Attorney General Mark R. Herring’s plan to tighten Virginia’s restrictions on out-of-state concealed handgun permits set off an immediate backlash Tuesday among Republicans and gun rights advocates.

Starting Feb. 1, Virginia won’t recognize permits from 25 states, including neighboring North Carolina, Kentucky and Tennessee. Those states have weaker laws that don’t meet Virginia’s standards, Herring said Tuesday when he announced the results of an audit of other states conducted by Virginia State Police.

A bill requiring Virginia to recognize permits from other states — which would effectively reverse Herring’s ruling — was filed in November in advance of next month’s General Assembly session.

Leaders of the House of Delegates, in which Republicans hold two-thirds of the seats, criticized what they called Herring’s “unilateral actions” on concealed carry permits and questioned his motivations.

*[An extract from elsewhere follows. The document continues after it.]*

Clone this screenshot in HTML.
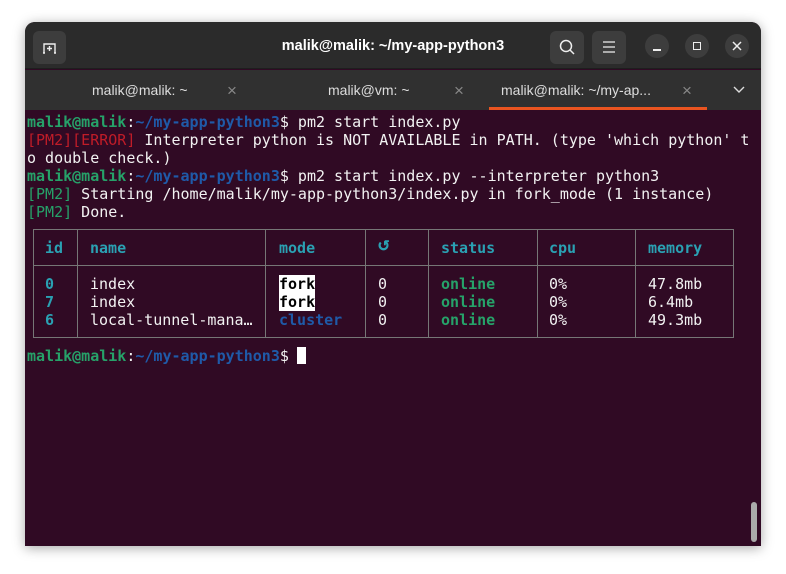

“Despite promising to take politics out of the Attorney General’s Office, Mark Herring consistently seeks to interpret and apply the law of the commonwealth through the lens of his own personal, political opinions,” said Speaker of the House William J. Howell, R-Stafford. “He is damaging the integrity of the office he holds.”

Herring described the move as a “common-sense step” to make Virginians and law enforcement officers safer by ensuring that the state’s concealed carry laws are applied evenly to everyone.

“Strong, consistent enforcement of Virginia’s laws and safety standards can prevent disqualified people who may be dangerous or irresponsible from utilizing a concealed handgun permit, and it’s what the law requires,” Herring said.

In six of the 25 states, Virginia permits will no longer be recognized because their laws require mutual acceptance of permits. Four of the 25 states already include Virginia among states whose permits aren’t accepted.

Del. R. Lee Ware Jr., R-Powhatan, filed a bill in advance of the General Assembly session next month that would require Virginia to accept concealed handgun permits issued by other states. Ware said he wouldn’t speak specifically about Herring’s actions until he’s had time to read the full report.

“I have not seen the basis for his audit, but he does not list any problems or violations in the notice he’s put out,” Ware said. “As a general rule, concealed carry permittees are among the most law-abiding of citizens.”

A similar bill Ware sponsored in the previous regular session died in the Senate Finance Committee after financial objections from the state police. Ware said he plans to address those concerns next month, but would not discuss details.

Gov. Terry McAuliffe, a Democrat, has pushed unsuccessfully for gun-control measures such as universal background checks, so he has taken some gun measures through executive action.

A new rule banning concealed guns in most state offices took effect in early December as an emergency regulation.

The gun ban, included in an Oct. 15 executive order by McAuliffe, has exemptions for law enforcement, security and military personnel. The order immediately banned openly carried guns in executive offices. The ban on concealed weapons required a longer regulatory process.

“Today’s action is further proof that Democrats in Virginia have declared war on the Second Amendment,” said John Whitbeck, chairman of the Republican Party of Virginia. “Mark Herring’s unilateral action sets the stage for other states to end their recognition of Virginia permits, and make it much harder for law-abiding citizens to exercise their constitutional rights.”

“But of course, that’s what Democrats like Mark Herring, Terry McAuliffe, and Hillary Clinton want.”

Republicans retained their 21-19 majority in the Virginia Senate Nov. 3. Everytown for Gun Safety, the Michael Bloomberg-backed gun control group, spent more than $2 million on ad buys in two key races. The group backed one Democrat, Jeremy McPike, who won in Northern Virginia and another, Daniel A. Gecker, who lost in the Richmond area.

Philip Van Cleave, president of the Virginia Citizens Defense League, a gun-rights group, blasted the finding as nothing more than political posturing and payback to Bloomberg.

Van Cleave said he expects to challenge the merits of the decision in court once people have time to read the full audit. He said the action doesn’t make anyone safer and questioned whether any actual cases of permit holders committing crimes had prompted the change.

“The attorney general is playing with the lives of people for political purposes. It’s actually disgusting,” Van Cleave said. “It’s picking on people that don’t commit crimes. They’re pounding on good people and coddling the criminals is the way I look at this.”

The gun control advocacy group Everytown for Gun Safety praised Herring’s decision.

“When states recognize carry permits from other states with weaker laws, they put themselves at the mercy of those weaker laws,” John Feinblatt, the group’s president, said in a statement Tuesday afternoon.

“I applaud Attorney General Herring for protecting Virginians and demanding that any state that wishes to have their permit recognized in Virginia has to have the same strong standards for concealed carry as the commonwealth.”

The Herring initiative is likely to be an issue as he seeks re-election as attorney general in 2017.